Natuurlijk, privacy is ingewikkeld. De bescherming van persoonsgegevens is niet alleen een juridisch mijnenveld, maar plaatst ook nog eens voor grote technische uitdagingen. Het vraagt om zorgvuldige administratieve procedures en doordachte protocollen.
Bij die doordenking is iedereen binnen de school betrokken. Het privacybeleid mag geen papieren tijger worden. Juist in de praktijk van elke dag is het van belang dat iedereen binnen de school weet wat er is afgesproken over het omgegaan met privacygevoelige gegevens. Dat kan gaan over het plaatsen van foto’s van leerlingen op de website van de school of in de schoolgids. Maar ook over de vraag op welke wijze externe instanties omgaan met privacygevoelige gegevens. Welke afspraken heeft de school met leveranciers en aanbieders van digitale onderwijsmiddelen gemaakt?
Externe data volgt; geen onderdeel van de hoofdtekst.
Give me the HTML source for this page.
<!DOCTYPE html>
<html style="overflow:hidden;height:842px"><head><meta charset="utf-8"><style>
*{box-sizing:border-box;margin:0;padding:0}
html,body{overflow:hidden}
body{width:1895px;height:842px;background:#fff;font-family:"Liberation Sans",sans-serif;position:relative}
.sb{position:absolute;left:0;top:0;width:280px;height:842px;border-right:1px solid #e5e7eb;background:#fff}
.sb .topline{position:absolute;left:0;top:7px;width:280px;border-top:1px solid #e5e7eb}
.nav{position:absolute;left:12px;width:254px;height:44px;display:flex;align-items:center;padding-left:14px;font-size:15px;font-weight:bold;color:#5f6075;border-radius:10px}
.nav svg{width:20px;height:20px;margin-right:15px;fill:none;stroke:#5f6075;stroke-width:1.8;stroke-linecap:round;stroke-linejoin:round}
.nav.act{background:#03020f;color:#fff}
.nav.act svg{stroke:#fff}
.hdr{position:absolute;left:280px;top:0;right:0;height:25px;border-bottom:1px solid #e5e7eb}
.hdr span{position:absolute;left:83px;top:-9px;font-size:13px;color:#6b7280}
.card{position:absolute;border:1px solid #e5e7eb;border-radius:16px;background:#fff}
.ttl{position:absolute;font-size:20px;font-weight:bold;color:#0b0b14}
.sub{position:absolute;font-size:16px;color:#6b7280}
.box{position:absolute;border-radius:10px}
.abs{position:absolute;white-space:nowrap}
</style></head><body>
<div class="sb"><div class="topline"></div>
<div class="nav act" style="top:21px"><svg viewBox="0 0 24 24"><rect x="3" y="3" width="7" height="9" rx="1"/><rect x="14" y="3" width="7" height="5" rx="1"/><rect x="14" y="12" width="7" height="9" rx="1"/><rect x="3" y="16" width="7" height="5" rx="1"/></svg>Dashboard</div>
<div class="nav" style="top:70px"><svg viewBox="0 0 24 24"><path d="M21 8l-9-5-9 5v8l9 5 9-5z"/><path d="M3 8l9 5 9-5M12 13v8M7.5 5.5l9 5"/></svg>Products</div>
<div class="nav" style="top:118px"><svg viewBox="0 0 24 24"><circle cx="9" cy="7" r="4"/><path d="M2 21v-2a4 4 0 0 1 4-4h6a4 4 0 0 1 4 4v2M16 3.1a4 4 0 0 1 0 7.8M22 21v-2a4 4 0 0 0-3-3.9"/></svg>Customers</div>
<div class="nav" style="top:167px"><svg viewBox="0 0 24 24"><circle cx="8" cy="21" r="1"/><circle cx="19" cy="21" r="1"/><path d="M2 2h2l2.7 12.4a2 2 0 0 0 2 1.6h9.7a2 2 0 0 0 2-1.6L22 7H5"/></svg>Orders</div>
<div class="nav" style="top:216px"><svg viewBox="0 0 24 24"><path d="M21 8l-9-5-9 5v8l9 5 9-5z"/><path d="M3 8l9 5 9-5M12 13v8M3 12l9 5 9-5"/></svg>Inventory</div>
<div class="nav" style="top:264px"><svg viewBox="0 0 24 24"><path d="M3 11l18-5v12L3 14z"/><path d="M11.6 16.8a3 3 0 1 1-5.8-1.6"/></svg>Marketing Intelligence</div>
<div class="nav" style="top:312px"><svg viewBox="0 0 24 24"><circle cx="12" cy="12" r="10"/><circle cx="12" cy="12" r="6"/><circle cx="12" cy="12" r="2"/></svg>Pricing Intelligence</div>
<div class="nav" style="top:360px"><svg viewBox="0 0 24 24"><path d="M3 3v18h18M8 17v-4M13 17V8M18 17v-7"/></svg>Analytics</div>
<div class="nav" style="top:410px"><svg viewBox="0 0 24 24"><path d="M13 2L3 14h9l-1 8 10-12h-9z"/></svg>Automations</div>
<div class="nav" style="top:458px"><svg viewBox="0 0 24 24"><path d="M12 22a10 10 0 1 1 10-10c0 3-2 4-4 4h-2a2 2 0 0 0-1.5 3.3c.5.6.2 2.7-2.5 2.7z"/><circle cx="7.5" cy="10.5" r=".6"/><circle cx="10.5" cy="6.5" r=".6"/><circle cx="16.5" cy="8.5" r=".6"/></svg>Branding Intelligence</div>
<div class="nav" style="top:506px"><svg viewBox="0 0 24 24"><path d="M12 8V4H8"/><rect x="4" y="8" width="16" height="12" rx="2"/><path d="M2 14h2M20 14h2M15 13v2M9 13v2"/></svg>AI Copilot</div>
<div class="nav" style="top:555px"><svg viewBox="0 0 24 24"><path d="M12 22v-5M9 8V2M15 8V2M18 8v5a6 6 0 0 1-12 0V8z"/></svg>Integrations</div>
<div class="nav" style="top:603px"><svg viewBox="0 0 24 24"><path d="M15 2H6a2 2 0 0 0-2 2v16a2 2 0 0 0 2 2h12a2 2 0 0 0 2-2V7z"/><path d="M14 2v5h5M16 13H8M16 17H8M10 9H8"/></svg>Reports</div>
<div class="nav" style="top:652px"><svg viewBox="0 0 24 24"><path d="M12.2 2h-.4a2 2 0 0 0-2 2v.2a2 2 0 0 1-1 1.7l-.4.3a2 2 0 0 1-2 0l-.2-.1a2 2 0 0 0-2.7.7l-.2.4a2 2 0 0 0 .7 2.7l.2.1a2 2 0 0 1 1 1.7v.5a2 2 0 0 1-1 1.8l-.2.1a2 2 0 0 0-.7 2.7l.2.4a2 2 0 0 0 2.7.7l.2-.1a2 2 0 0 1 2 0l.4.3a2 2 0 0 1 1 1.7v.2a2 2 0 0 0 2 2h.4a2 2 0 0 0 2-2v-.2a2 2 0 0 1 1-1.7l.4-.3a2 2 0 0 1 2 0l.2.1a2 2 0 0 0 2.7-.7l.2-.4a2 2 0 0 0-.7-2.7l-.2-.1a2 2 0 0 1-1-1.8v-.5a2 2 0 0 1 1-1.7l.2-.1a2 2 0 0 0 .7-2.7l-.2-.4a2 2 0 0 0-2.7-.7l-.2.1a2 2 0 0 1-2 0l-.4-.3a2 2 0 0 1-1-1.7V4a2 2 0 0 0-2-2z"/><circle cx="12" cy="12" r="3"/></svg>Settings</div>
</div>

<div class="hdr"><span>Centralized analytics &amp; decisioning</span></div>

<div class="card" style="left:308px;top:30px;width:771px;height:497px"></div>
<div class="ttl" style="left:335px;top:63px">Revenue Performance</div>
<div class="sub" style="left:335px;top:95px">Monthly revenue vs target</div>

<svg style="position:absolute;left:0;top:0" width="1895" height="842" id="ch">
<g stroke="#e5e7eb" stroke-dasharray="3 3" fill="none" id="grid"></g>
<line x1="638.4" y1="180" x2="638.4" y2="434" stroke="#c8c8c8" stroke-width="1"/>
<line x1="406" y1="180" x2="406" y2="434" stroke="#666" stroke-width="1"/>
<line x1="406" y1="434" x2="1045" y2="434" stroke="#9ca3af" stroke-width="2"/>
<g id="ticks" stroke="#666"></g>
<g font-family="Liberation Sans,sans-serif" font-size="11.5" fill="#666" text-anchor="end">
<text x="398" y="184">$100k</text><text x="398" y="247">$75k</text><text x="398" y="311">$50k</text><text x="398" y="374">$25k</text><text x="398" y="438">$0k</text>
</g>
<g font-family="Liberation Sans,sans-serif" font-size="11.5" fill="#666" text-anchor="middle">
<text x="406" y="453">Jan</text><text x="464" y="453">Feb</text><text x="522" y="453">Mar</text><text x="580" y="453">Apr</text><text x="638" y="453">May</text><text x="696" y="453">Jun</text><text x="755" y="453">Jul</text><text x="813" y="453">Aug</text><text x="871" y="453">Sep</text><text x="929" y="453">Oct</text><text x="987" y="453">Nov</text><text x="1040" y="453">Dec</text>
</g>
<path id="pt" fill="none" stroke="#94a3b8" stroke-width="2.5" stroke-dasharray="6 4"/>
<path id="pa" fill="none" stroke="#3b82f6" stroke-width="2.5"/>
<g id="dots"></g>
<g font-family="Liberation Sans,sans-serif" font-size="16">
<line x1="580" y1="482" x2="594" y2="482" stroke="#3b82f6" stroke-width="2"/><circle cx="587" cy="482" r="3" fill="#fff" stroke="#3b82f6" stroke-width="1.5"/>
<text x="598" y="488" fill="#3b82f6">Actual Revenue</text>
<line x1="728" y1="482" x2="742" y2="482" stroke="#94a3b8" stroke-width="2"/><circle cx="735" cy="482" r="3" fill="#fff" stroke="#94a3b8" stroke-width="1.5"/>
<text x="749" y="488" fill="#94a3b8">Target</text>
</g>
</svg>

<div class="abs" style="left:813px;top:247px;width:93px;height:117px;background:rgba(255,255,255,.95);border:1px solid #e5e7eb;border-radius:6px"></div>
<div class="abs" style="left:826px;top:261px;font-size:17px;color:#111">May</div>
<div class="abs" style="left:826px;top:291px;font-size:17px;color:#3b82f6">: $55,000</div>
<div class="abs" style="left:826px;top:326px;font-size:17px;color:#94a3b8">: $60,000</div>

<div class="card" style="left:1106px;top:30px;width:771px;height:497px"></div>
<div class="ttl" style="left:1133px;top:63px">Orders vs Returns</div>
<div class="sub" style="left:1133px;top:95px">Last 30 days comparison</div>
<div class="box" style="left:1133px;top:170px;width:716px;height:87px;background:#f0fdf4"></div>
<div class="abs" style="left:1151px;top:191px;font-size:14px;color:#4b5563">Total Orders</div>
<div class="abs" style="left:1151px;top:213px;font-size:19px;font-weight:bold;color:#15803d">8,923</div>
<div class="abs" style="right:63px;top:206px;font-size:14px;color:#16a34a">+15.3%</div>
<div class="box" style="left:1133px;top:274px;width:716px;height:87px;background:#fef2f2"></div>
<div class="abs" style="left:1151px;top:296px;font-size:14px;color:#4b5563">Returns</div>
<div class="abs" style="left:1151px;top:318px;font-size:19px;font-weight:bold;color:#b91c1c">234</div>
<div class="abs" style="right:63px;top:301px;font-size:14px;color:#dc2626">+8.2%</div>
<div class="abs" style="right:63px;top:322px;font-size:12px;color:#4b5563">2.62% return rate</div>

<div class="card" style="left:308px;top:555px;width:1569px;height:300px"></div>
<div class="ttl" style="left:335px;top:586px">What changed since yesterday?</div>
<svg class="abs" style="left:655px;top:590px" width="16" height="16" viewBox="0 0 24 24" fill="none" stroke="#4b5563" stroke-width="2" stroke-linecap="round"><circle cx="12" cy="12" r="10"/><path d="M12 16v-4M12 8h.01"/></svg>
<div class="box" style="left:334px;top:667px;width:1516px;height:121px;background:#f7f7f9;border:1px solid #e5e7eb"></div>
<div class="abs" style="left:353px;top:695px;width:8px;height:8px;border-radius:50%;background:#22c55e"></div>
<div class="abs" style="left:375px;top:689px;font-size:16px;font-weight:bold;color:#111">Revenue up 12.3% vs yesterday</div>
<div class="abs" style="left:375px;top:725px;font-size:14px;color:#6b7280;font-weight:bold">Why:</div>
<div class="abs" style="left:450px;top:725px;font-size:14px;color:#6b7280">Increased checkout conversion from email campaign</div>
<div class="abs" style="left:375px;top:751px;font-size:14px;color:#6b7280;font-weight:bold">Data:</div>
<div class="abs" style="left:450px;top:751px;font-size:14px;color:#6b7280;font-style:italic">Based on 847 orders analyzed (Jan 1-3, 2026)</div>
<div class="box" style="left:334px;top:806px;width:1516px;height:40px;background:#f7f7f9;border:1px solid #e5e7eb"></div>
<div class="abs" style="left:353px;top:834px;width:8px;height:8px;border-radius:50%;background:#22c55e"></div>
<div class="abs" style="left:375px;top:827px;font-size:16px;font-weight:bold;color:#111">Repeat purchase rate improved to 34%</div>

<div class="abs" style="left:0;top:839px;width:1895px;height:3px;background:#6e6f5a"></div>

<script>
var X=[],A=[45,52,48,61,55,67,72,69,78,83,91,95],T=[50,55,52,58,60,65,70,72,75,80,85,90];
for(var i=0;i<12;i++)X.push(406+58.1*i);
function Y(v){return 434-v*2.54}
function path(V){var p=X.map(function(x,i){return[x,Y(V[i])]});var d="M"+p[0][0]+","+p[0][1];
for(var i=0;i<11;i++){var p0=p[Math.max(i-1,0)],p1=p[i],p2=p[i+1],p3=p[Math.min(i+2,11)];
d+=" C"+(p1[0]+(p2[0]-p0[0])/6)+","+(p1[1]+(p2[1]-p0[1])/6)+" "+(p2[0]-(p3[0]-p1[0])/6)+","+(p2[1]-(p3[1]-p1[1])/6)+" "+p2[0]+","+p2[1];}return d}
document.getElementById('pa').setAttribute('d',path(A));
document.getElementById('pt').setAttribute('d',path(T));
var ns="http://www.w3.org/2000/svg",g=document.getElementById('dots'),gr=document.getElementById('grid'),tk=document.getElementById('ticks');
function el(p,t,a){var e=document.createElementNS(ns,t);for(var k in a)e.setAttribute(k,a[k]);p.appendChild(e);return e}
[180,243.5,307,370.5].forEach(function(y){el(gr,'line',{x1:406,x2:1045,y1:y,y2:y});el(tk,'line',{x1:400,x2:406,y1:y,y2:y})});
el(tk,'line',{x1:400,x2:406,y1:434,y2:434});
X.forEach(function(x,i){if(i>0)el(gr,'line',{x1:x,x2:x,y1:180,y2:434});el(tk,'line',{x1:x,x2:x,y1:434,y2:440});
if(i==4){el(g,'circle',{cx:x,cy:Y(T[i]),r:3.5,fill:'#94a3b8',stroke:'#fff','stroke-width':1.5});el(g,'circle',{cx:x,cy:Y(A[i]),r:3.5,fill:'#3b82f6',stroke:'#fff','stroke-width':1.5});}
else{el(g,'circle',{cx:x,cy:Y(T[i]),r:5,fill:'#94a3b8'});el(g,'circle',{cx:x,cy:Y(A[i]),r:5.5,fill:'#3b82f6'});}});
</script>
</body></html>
Gegevens van leerlingen kunnen een goudmijntje zijn voor marktpartijen, waarvoor andere commerciële partijen soms grif willen betalen. Of, om dichter bij huis te blijven, hoe gaat de VGS om met de personeelsgegevens die nodig zijn voor de salarisadministratie? Het is voor scholen van belang om met dergelijke instanties bewerkersovereenkomsten te sluiten, zodat wederzijds helder is wie welke verantwoordelijkheid heeft bij het verwerken van gegevens.
Scholen hebben een grote verantwoordelijkheid op dit punt. In diverse rechterlijke uitspraken is bevestigd dat de school als eindverantwoordelijke gezien moet worden bij het verwerken van privacygevoelige gegevens. En wanneer er sprake is van een datalek, zijn scholen in veel gevallen ook verplicht om dat te melden bij zowel de Autoriteit Persoonsgegevens als bij de personen van wie gegevens zijn gelekt.
Zo’n lek kan ontstaan door een hack, een digitale inbraak, maar ook door het verlies van bijvoorbeeld een usb-stick. Op het niet melden van datalekken staan forse boetes. Hoewel de Autoriteit Persoonsgegevens naar verwachting daar in redelijkheid mee zal omgaan, is het dus wel zaak om in kaart te brengen wat technisch en juridisch nodig is om de digitale privacy van leerlingen en personeelsleden te beschermen.
De VGS roept scholen ertoe op hun digitale verbanddoos snel op orde te brengen. De gegevens van leerlingen en personeelsleden zijn immers geen handelswaar en mogen dat ook niet worden. De privacy van scholieren en personeelsleden verdient een hoge plek op de agenda van de bestuursvergadering.
De auteur is senior beleidsmedewerker bij de VGS.